Compounding the assault on the plants, the Scales excrete sugary honeydew as they feed, that is food for the ants that are often seen mingling among the Scales. Interestingly, the ants actively protect the Scales from predators. The honeydew also promotes the growth of the black-looking fungus called sooty mold that interferes with the plant photosynthesis.

SUSTAINABLE CONTROL

Local plant protectionists speak more of sustainable control and little of total eradication.

"Sustainable control requires a natural enemy which we have been trying to import for some time now but have not been able to find funds for that purpose," Phillip Chung told Outlook.

In the meantime, the plant protection specialist is recommending a combination of physical and chemical control methods to mount an effective campaign against the White Fly/Ensign Scale.

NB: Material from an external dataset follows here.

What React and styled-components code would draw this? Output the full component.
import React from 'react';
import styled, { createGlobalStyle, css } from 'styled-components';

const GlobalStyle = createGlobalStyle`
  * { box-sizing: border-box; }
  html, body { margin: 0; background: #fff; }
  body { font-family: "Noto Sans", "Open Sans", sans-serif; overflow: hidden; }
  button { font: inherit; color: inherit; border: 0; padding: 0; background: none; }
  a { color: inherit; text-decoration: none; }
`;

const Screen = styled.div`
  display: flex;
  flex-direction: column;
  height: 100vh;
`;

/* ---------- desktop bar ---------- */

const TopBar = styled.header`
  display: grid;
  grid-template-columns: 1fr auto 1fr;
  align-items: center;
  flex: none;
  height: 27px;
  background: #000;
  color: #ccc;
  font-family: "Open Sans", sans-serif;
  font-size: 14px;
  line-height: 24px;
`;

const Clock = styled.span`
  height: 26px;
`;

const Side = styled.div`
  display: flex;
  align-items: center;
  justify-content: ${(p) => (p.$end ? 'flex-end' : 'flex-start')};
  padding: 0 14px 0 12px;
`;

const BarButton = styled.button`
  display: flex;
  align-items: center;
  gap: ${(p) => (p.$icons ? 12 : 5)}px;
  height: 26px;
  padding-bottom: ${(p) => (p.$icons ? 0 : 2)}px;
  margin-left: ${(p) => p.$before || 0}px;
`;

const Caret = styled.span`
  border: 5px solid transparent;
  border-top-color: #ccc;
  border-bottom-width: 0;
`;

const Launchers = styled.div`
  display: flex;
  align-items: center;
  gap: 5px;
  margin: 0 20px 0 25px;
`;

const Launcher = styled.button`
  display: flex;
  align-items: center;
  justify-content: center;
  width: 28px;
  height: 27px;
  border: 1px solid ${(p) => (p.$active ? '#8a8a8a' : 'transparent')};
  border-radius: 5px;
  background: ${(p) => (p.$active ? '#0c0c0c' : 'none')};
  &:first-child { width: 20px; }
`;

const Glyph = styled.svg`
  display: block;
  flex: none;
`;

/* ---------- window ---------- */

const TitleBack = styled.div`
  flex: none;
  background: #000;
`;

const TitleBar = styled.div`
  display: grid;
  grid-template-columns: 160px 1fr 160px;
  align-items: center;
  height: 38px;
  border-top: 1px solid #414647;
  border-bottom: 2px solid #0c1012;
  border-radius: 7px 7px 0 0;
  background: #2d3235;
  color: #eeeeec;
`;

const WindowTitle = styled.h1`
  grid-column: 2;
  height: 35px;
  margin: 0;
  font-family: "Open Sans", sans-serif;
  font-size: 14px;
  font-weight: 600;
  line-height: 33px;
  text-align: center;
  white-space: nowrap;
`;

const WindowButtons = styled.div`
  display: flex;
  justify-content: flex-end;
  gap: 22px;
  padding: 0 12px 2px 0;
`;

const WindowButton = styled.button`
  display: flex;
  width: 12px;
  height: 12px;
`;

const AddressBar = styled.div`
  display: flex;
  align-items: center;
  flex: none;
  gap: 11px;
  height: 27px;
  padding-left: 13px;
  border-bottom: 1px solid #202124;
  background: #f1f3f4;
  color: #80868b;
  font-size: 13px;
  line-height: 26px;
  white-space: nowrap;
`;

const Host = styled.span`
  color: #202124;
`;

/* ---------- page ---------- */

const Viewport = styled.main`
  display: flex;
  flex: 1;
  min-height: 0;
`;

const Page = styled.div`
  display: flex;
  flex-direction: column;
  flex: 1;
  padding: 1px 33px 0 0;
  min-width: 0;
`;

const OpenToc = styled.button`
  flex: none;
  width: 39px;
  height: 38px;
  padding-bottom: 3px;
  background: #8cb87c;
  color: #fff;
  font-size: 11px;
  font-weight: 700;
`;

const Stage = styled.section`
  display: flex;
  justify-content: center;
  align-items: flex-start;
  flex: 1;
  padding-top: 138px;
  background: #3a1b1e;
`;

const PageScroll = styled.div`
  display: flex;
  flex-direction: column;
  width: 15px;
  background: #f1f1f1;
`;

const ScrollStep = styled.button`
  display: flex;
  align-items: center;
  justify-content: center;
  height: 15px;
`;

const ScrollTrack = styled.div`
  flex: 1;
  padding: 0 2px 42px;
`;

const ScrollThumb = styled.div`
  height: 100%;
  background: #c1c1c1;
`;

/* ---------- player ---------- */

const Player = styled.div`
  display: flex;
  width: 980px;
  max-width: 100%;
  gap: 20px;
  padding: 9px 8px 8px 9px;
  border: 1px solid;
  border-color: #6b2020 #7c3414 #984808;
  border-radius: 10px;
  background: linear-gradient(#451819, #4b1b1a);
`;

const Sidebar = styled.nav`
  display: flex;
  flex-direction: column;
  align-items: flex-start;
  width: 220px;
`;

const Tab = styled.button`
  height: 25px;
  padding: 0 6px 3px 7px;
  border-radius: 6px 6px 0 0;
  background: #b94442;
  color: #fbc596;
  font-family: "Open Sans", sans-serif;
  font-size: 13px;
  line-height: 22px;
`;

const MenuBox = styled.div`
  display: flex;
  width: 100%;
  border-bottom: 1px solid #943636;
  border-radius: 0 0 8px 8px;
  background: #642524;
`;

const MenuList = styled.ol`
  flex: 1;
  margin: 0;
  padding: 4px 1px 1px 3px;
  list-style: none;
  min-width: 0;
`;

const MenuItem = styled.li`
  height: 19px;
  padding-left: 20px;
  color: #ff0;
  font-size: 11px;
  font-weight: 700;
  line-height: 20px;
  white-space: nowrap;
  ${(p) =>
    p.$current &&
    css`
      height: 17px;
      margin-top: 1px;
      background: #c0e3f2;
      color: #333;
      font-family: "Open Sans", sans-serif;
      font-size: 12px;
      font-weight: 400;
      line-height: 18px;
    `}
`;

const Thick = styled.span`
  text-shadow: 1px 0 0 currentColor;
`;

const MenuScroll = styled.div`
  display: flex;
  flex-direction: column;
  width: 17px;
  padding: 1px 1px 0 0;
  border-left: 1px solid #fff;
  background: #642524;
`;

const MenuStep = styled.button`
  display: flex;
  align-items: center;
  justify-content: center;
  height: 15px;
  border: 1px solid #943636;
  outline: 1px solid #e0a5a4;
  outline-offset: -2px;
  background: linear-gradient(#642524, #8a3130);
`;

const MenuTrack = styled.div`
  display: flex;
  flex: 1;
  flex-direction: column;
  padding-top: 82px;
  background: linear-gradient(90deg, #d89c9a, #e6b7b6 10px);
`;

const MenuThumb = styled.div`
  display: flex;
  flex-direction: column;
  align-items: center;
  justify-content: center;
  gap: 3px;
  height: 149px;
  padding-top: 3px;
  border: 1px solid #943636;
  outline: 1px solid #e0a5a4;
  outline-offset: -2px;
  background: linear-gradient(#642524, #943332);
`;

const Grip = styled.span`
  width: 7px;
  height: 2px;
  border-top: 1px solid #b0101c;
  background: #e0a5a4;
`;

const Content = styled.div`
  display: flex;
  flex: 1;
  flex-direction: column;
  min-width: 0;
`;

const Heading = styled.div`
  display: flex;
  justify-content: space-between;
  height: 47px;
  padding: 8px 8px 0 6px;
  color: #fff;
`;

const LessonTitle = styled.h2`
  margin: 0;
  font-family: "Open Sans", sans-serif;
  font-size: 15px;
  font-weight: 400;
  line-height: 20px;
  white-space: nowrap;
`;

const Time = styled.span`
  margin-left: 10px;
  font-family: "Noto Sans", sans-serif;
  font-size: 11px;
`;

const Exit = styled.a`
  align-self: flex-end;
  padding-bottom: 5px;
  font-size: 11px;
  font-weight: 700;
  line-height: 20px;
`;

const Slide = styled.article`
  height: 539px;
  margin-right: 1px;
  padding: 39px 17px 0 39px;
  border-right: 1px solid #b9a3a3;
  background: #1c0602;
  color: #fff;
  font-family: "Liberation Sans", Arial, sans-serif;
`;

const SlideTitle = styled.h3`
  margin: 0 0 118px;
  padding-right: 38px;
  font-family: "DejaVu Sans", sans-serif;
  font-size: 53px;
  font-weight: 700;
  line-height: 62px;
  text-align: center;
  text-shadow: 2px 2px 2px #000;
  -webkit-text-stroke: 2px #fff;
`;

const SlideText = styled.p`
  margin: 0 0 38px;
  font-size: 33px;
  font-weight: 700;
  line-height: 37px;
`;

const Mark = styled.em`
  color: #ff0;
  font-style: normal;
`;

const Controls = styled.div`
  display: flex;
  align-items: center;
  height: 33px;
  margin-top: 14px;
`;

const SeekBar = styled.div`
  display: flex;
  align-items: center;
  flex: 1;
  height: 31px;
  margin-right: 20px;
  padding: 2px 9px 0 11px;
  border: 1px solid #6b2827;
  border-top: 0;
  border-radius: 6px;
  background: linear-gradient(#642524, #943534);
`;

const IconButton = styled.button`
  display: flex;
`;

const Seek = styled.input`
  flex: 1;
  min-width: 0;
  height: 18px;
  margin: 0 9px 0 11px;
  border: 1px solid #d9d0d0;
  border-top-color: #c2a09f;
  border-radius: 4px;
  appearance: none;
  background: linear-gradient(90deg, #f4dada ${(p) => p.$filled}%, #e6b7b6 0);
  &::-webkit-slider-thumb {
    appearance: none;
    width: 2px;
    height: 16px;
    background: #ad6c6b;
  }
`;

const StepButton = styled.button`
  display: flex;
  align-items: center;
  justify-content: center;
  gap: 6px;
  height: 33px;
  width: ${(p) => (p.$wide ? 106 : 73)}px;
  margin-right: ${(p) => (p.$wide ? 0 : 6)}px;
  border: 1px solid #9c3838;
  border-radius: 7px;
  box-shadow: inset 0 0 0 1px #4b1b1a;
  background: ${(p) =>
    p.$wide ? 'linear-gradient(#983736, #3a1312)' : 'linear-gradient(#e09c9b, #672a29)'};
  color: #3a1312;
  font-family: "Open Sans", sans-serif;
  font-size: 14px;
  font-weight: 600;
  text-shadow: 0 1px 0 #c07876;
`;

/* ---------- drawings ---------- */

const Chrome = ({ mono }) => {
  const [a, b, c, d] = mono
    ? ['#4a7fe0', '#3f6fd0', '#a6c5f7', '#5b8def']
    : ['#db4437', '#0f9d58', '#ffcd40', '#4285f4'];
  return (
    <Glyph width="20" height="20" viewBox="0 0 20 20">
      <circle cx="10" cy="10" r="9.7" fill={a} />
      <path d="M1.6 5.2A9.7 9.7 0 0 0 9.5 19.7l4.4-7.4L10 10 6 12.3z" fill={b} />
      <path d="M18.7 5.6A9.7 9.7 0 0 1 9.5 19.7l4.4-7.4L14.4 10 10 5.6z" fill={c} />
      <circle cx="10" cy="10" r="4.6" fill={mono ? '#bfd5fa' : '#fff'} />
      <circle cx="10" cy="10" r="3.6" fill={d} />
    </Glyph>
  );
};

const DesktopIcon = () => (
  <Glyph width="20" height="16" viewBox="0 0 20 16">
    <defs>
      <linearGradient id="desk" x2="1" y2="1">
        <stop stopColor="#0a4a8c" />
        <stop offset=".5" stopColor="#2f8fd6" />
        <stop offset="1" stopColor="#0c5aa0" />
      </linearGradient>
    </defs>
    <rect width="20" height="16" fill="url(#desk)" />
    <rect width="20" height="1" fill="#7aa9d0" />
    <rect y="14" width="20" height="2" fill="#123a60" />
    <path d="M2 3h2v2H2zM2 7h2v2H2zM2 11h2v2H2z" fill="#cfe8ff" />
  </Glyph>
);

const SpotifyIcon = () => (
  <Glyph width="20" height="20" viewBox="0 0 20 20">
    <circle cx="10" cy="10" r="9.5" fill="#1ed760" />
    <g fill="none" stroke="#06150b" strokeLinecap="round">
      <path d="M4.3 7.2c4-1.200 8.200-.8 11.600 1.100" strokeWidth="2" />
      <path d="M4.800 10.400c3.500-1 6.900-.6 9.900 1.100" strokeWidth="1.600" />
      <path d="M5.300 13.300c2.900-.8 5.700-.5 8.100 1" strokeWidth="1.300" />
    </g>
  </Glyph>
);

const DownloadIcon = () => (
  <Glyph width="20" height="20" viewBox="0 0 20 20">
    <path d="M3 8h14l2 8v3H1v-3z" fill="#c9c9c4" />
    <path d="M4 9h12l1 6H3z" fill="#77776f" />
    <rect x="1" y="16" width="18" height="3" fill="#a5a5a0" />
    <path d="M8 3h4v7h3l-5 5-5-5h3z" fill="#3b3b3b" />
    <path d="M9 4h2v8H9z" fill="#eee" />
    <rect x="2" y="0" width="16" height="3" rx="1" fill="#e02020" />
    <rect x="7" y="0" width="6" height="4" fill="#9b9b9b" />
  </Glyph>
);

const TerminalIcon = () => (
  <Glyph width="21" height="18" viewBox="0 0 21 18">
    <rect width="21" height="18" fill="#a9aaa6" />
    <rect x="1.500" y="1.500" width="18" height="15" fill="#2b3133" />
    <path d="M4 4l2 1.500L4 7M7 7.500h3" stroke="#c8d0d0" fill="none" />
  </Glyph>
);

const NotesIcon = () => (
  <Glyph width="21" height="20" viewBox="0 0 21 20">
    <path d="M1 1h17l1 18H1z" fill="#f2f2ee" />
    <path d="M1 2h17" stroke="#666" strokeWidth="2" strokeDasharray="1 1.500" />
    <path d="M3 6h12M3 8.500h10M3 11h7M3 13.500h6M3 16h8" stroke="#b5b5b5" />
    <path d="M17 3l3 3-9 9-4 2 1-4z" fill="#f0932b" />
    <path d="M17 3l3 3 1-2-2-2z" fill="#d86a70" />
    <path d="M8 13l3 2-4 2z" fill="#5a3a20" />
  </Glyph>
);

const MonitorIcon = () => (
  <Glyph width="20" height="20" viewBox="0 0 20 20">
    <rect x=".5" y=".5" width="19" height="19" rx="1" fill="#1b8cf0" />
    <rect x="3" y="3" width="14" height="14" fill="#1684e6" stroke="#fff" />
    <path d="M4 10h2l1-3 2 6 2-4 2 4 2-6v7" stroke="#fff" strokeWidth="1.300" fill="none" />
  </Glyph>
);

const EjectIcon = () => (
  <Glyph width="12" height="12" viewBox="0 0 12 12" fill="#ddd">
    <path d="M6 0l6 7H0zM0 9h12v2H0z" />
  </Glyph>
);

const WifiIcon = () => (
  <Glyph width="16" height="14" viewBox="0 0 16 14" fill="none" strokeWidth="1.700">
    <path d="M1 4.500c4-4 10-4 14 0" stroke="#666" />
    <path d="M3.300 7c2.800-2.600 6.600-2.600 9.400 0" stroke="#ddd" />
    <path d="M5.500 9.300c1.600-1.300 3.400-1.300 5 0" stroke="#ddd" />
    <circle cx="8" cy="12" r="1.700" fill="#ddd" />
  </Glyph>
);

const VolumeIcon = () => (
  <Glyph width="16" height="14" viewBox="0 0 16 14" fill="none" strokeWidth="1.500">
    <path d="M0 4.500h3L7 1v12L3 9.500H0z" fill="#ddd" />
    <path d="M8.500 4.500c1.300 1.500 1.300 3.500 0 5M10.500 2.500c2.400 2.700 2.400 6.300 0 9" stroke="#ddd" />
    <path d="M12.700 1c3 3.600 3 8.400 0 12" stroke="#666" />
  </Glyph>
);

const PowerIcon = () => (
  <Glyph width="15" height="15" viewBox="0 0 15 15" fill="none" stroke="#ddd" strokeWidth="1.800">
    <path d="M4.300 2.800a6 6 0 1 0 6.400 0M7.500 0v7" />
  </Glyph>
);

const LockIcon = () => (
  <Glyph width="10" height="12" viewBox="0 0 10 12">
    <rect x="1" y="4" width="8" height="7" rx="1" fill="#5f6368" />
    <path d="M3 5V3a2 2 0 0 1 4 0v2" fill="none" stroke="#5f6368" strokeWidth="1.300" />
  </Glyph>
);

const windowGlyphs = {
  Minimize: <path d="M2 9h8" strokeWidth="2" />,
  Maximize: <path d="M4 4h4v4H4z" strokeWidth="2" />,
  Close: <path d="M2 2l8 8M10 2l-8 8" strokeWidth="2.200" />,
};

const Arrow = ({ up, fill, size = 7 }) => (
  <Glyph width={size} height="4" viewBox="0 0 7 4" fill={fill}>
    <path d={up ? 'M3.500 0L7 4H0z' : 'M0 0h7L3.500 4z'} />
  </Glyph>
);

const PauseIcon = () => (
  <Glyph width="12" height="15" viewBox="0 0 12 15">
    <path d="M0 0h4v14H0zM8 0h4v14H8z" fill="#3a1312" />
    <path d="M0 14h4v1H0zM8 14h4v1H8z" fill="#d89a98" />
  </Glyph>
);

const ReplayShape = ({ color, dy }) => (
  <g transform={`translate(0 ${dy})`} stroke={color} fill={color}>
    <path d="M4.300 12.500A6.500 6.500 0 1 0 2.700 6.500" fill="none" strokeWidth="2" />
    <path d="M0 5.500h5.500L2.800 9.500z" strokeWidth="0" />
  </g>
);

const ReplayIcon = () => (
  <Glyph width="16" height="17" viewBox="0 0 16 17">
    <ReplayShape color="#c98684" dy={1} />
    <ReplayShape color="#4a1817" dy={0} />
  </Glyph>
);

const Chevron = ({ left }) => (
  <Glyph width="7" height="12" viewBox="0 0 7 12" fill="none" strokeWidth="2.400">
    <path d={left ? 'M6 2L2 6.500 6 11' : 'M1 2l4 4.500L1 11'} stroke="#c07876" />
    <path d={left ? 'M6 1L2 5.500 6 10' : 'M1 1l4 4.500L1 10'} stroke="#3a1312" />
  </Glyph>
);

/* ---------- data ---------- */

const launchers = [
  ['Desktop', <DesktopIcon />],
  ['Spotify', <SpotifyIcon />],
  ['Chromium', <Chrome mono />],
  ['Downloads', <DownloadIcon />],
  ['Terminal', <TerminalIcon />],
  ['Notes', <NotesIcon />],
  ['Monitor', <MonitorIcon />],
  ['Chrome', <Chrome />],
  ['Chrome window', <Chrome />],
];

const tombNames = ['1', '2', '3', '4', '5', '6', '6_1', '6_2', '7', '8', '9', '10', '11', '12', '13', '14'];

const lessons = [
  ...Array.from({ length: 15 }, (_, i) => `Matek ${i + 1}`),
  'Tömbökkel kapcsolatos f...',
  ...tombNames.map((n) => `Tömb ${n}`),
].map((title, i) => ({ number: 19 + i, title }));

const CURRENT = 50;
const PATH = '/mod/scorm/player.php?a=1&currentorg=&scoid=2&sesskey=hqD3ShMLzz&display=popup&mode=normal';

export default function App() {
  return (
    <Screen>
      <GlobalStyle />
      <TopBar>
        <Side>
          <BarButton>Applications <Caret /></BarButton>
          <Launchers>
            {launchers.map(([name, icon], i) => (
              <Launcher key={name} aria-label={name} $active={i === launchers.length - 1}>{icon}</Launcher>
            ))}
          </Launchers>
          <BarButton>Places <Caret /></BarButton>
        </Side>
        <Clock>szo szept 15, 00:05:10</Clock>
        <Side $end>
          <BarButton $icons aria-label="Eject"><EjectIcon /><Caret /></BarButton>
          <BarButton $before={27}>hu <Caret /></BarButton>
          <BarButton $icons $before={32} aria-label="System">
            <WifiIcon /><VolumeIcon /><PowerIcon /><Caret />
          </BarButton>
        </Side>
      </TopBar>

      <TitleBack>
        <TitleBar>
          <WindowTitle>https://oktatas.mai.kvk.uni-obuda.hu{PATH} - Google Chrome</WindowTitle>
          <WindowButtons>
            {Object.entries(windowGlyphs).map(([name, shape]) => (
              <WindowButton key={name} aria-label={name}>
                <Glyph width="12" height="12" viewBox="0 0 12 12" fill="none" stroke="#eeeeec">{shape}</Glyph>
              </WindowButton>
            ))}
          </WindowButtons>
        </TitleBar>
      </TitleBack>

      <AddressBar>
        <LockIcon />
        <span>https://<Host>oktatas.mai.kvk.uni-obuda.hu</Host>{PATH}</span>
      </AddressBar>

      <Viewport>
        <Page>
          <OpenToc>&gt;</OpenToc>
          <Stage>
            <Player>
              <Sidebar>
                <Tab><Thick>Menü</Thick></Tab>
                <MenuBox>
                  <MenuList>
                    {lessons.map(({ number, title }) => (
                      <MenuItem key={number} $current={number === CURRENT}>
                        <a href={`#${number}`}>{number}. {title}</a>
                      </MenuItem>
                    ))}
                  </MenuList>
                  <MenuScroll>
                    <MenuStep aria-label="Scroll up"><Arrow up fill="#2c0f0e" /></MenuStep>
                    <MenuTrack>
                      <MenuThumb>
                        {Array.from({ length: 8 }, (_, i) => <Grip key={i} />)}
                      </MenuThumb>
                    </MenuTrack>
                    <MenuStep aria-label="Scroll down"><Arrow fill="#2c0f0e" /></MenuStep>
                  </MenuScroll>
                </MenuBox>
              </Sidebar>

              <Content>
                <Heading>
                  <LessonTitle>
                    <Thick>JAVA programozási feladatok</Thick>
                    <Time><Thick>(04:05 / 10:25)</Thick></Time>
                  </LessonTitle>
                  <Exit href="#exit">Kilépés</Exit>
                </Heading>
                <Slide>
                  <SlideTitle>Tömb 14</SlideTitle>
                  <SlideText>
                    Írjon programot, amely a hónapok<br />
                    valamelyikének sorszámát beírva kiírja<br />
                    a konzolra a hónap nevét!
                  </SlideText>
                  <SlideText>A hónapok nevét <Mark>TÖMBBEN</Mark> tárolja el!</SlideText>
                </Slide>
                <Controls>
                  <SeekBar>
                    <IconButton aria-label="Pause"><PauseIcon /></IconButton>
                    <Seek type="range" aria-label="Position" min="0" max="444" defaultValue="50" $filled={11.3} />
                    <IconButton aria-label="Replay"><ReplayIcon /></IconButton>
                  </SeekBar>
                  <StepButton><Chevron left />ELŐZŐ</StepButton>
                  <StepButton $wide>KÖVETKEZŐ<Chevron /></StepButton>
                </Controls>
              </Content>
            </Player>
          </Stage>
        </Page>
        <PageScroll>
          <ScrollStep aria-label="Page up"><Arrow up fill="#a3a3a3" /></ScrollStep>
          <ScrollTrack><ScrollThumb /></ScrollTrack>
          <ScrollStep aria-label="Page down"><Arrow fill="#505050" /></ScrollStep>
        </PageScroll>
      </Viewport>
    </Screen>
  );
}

He says gardeners should remove infested parts of plants and place in garbage bags being careful not to shake off any scales or to burn or place in the sun for two to three days as the heat will kill the insects.

Gardeners should spray the entire plant, including the undersides of leaves, every five to seven days using a recommended insecticide in combination with three to five tablespoons of dishwashing liquid in a gallon of water.

Among the recommended insecticides to be used in rotation are Karate, Diazinon, Malathion, Dimethoate, and the new and highly effective Actara.

"You cannot get rid of the scales completely, it will reoccur," Mr. Chung advises. "You can, however, get good control of it by following the methods laid down."